Same principle as "rent-a-crowd"

All the more the merrier. Looks good. Just not real


However, the wealthiest individuals in NZ benefit greatly from this growth as it accumulates at the top...and we know that is those individuals whom this government (and to be frank, most governments) care about most.

Current distribution of wealth in NZ, as per a NZ Herald article :
Top 1% hold 18 % of the Wealth
The next 9 % hold 41% of the Wealth
The middle 40 % hold 37.2% of the Wealth
The bottom 50% hold just 3.8% of the Wealth.
Of course, a crash in House Prices will drive more of the middle to the bottom. The top 10% may see some slight shift.
Capitalism has succeeded ?
How much of this is due to foreign/non-resident investments in Housing here and cheap labour due to migration of different categories ?

ALL of the house price inflation, beyond what is sustainable locally comes from overseas, either by expats returning, new immigrants and foreigners who do not live here in the market - I repeat, all of it. Control what you can of that, and prices will be more realistic. Foreigners buying we do not need, immigrants buying can be controlled, by limiting numbers and discouraging them making landlording their lifestyle here, as for people returning, if it were only them, the effect would be relatively negligible.

Smokey or anybody. What income level means you in the one percent ? And or. What level of Wealth (Assets ?) means you are in the one percent.

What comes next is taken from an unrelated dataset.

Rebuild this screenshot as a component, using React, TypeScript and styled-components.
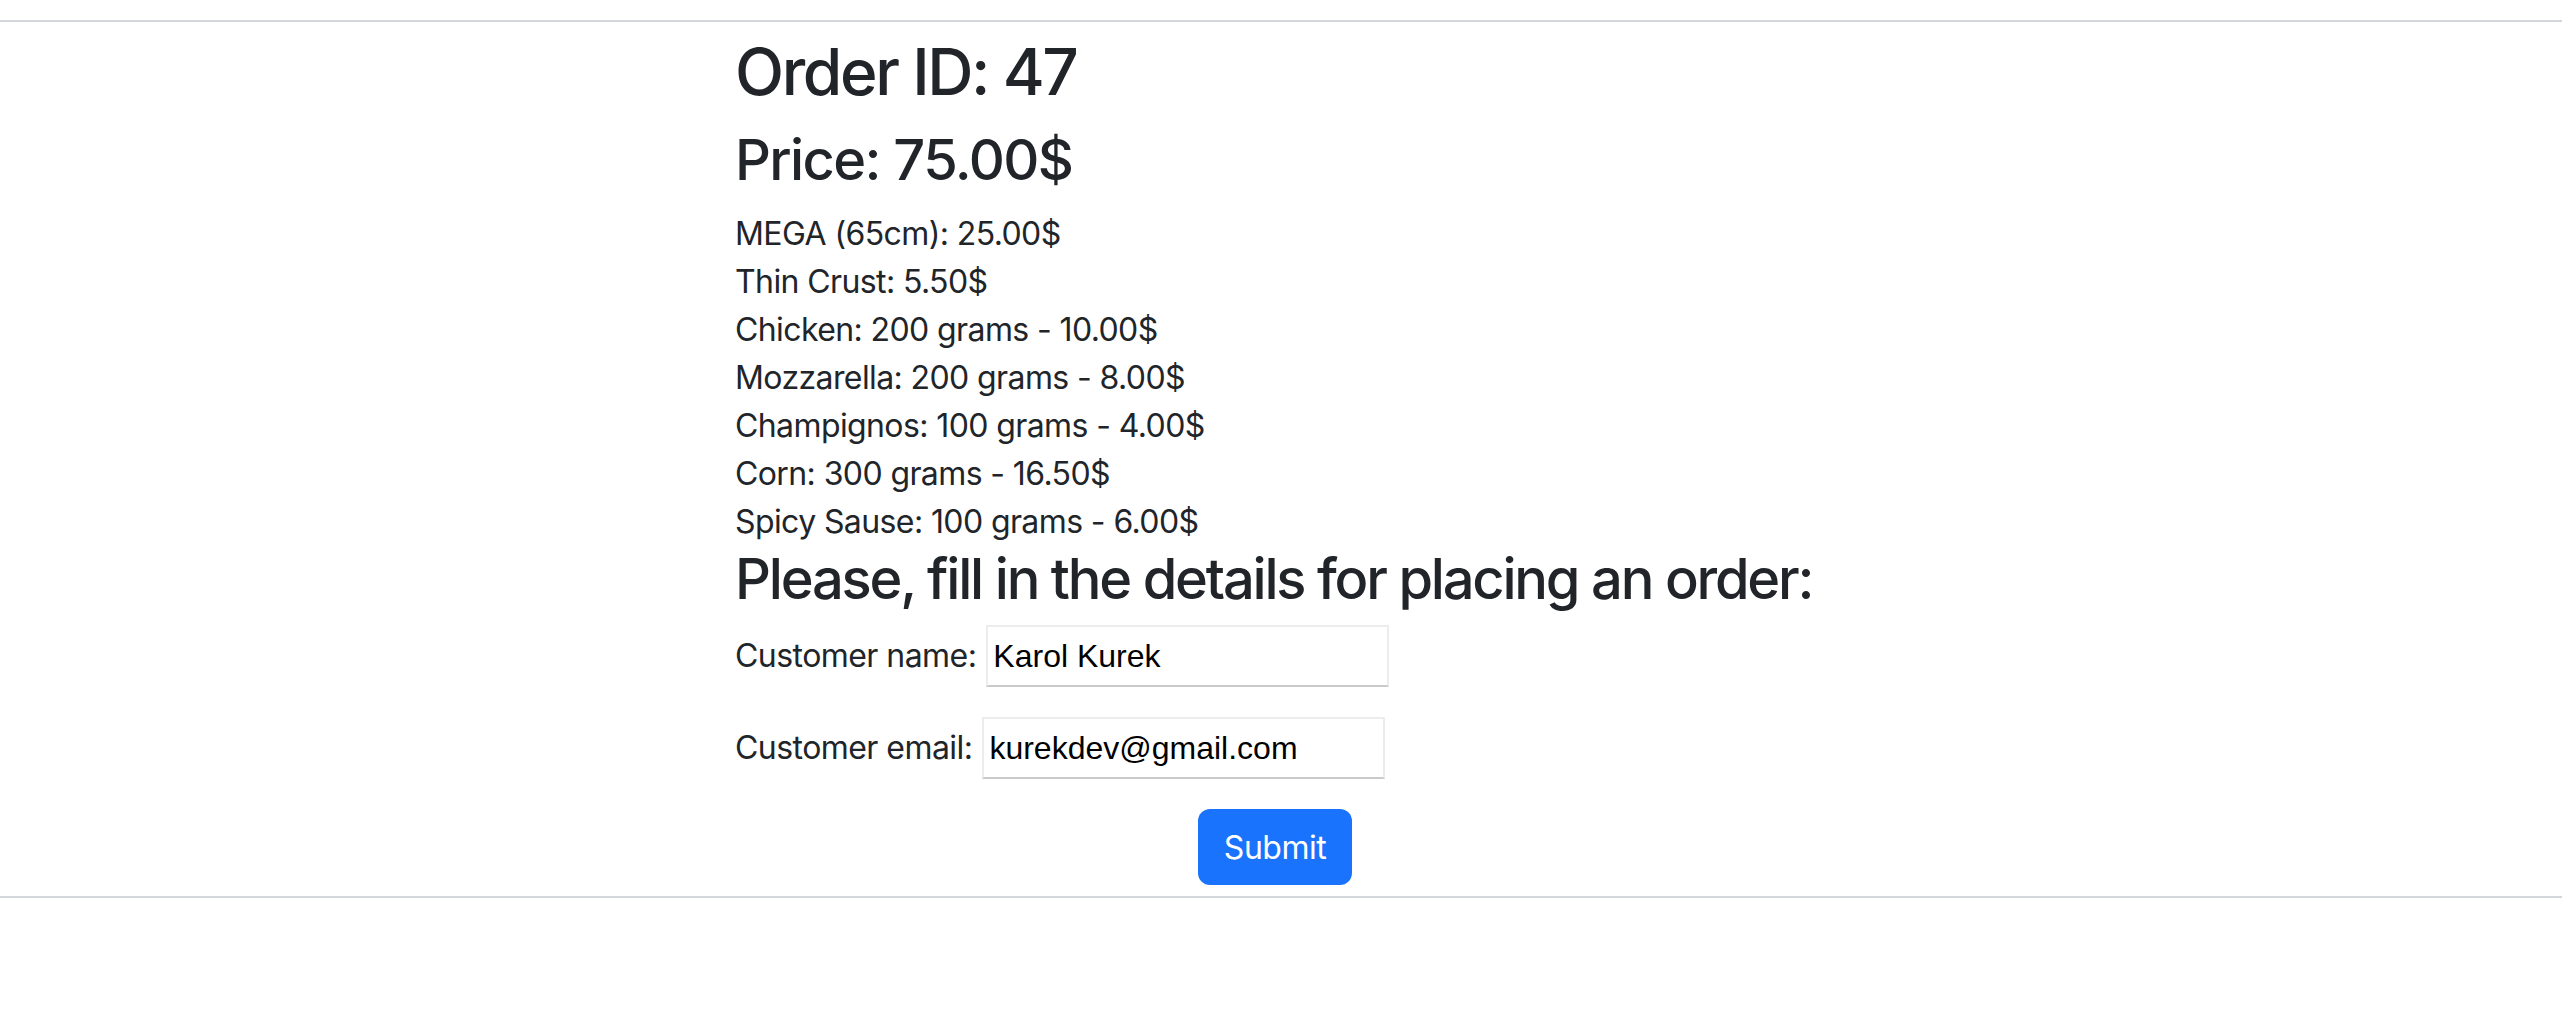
import React from "react";
import styled, { createGlobalStyle } from "styled-components";

const GlobalStyle = createGlobalStyle`
  html, body {
    margin: 0;
    padding: 0;
    background: #ffffff;
  }
  body {
    font-family: Inter, "Noto Sans", "Liberation Sans", sans-serif;
    color: #212529;
  }
`;

const Page = styled.div`
  padding-top: 20px;
  min-height: 1030px;
  box-sizing: border-box;
`;

const Rule = styled.hr`
  margin: 0;
  border: none;
  height: 2px;
  background: #d3d6db;
`;

const Column = styled.main`
  width: 1092px;
  margin: 0 auto;
`;

const Title = styled.h2`
  margin: 12px 0 16px;
  font-size: 64px;
  line-height: 1.2;
  font-weight: 500;
  letter-spacing: -2.4px;
`;

const Subtitle = styled.h3<{ $gap: number; $tracking: number }>`
  margin: 0 0 ${(p) => p.$gap}px;
  font-size: 56px;
  line-height: 1.2;
  font-weight: 500;
  letter-spacing: ${(p) => p.$tracking}px;
  white-space: nowrap;
`;

const ItemList = styled.div`
  display: flex;
  flex-direction: column;
`;

const Item = styled.div`
  font-size: 32px;
  line-height: 48px;
  letter-spacing: -0.6px;
`;

const Form = styled.form`
  display: flex;
  flex-direction: column;
`;

const FieldRow = styled.div`
  display: flex;
  align-items: center;
  gap: 10px;
  height: 62px;
  margin-bottom: 30px;
`;

const Label = styled.label`
  font-size: 32px;
  line-height: 48px;
  letter-spacing: -0.55px;
`;

const TextInput = styled.input`
  box-sizing: border-box;
  width: 403px;
  height: 62px;
  padding: 0 5px;
  border: 2px solid #ececec;
  border-bottom-color: #cacaca;
  border-radius: 0;
  background: #ffffff;
  font-family: "Liberation Sans", Arial, sans-serif;
  font-size: 32px;
  color: #000000;
  outline: none;
`;

const Actions = styled.div`
  display: flex;
  justify-content: center;
  padding-right: 12px;
  margin-bottom: 11px;
`;

const SubmitButton = styled.button`
  width: 154px;
  height: 76px;
  border: none;
  border-radius: 12px;
  background: #1a73fc;
  color: #ffffff;
  font-family: Inter, "Noto Sans", sans-serif;
  font-size: 32px;
  font-weight: 400;
  letter-spacing: -0.5px;
  cursor: pointer;
`;

const items = [
  "MEGA (65cm): 25.00$",
  "Thin Crust: 5.50$",
  "Chicken: 200 grams - 10.00$",
  "Mozzarella: 200 grams - 8.00$",
  "Champignos: 100 grams - 4.00$",
  "Corn: 300 grams - 16.50$",
  "Spicy Sause: 100 grams - 6.00$",
];

export default function App() {
  return (
    <Page>
      <GlobalStyle />
      <Rule />
      <Column>
        <Title>Order ID: 47</Title>
        <Subtitle $gap={16} $tracking={-1.6}>
          Price: 75.00$
        </Subtitle>
        <ItemList>
          {items.map((t) => (
            <Item key={t}>{t}</Item>
          ))}
        </ItemList>
        <Subtitle $gap={12} $tracking={-2.2}>
          Please, fill in the details for placing an order:
        </Subtitle>
        <Form onSubmit={(e) => e.preventDefault()}>
          <FieldRow>
            <Label htmlFor="name">Customer name:</Label>
            <TextInput id="name" type="text" defaultValue="Karol Kurek" />
          </FieldRow>
          <FieldRow>
            <Label htmlFor="email">Customer email:</Label>
            <TextInput id="email" type="email" defaultValue="kurekdev@gmail.com" />
          </FieldRow>
          <Actions>
            <SubmitButton type="submit">Submit</SubmitButton>
          </Actions>
        </Form>
      </Column>
      <Rule />
    </Page>
  );
}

KH here is the link to the Statistics NZ analysis:


The answer seems so simple. Reduce labour supply (ie inwards migration) and demand for available labour will increase leading to wage growth and productivity gains (increased automation etc). We are often told that there are jobs that "kiwis" don't want to do and hence need to import labour. My question is why don't "kiwis" want to do those jobs?...because too often they are crappy jobs that no one should have to do AND if no one was there to do them either they aren't worth doing for the offered wages or they can be done by a machine not a dignified human being.

The answer to that is so often no Kauri - the industry I'm closest to is having huge trouble getting staff for a semi skilled jobs. Either they fail drugs tests, turned up and clearly perform like they don't want to be there, or just plain don't turn up unless they feel like it. If immigration was cut to any reasonable extend, these types of industries (2nd biggest in this case) would be in big trouble.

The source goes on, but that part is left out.